Now why would they do that just because a frog made a noise ?


----------



## JanHank (Mar 29, 2015)

barryd said:


> TV Catchup should work online in Germany Jan http://www.tvcatchup.com/
> 
> All the channels are on there. If you want to watch it on a big screen you could try running an HDMI Cable from your TV to your laptop (assuming both have HDMI ports)
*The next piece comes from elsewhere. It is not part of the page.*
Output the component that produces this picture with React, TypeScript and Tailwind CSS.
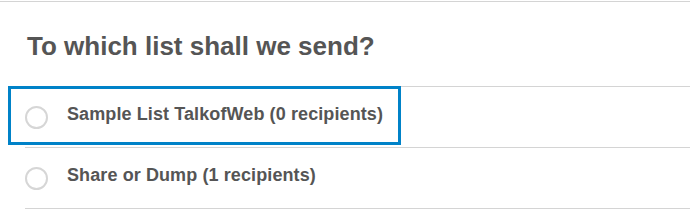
const lists = [
  { name: 'Sample List TalkofWeb', count: 0, focused: true },
  { name: 'Share or Dump', count: 1, focused: false },
];

export default function App() {
  return (
    <div className="w-[690px] h-[216px] bg-white pt-px font-['Liberation_Sans',Arial,sans-serif] text-[#555555] overflow-hidden">
      <div className="border-t border-[#d4d4d4]">
        <h2 className="mt-[28px] ml-[27px] text-[26px] leading-[32px] font-bold">To which list shall we send?</h2>

        <ul className="mt-[24px] ml-[25px] border-b border-[#d4d4d4]">
          {lists.map((list) => (
            <li key={list.name} className="relative flex items-center h-[61px] border-t border-[#d4d4d4]">
              {list.focused && (
                <div className="absolute left-[-17px] top-[-1px] w-[393px] h-[59px] border-[3px] border-[#0082c8]" />
              )}
              <span className="w-[23px] h-[23px] rounded-full border-2 border-[#d6d6d6] shrink-0" />
              <span className="ml-[19px] mb-[6px] text-[18px] leading-[22px] font-bold tracking-[0.1px]">
                {list.name} ({list.count} recipients)
              </span>
            </li>
          ))}
        </ul>
      </div>
    </div>
  );
}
Well I´ll go to the foot of our stairs, it asks me to remove the adblock on Safari so I tried Google Chrome and it works. I have given up firefox because I am bombarded with the same adds and extra windows from Amazon and telecom telling me I have won something when I really haven't.
Just looked and it was advertising that very program on BBC1 on Sunday night, thanks Barry.


----------



## Pudsey_Bear (Sep 25, 2008)

Oh her :roll: tut tut, I thought it was summat importante.

http://www.bbc.co.uk/programmes/b09p28tb


----------



## JanHank (Mar 29, 2015)

No clever clogs, not songs of praise with Katherine Jenkins and Queeny, its at 8pm (I think) an interview with the Queen and I would like to see it and my mate Barry has shown me how :laugh:

B.T.W My late brother painted portraits of Katherine Jenkins, sent them to her and she kept in touch with him until he died, even sent him a goodbye message just before he died, I thought that was lovely.


----------



## Drew (May 30, 2005)

JanHank said:


> B.T.W My late brother painted portraits of Katherine Jenkins, sent them to her and she kept in touch with him until he died, even sent him a goodbye message just before he died, I thought that was lovely.


The Skipper of the boat I go fishing on is a personal friend of hers.


----------



## Pudsey_Bear (Sep 25, 2008)

Well now, it so happens I was in London on the 2nd June 1953, as it was my 3rd birthday, (totally wasted on me I think) I was taken there especially and I got a spoon with a threepenny bit in it as a souvenir, dunno what happened to it though.

http://www.bbc.co.uk/programmes/b09p1vdh


----------



## Penquin (Oct 15, 2007)

Knowing you it was sold for fourpence even at that time.... > :wink2: :kiss:


----------



## Pudsey_Bear (Sep 25, 2008)

I was only free Dave FFS.


----------



## JanHank (Mar 29, 2015)

Drew said:


> The Skipper of the boat I go fishing on is a personal friend of hers.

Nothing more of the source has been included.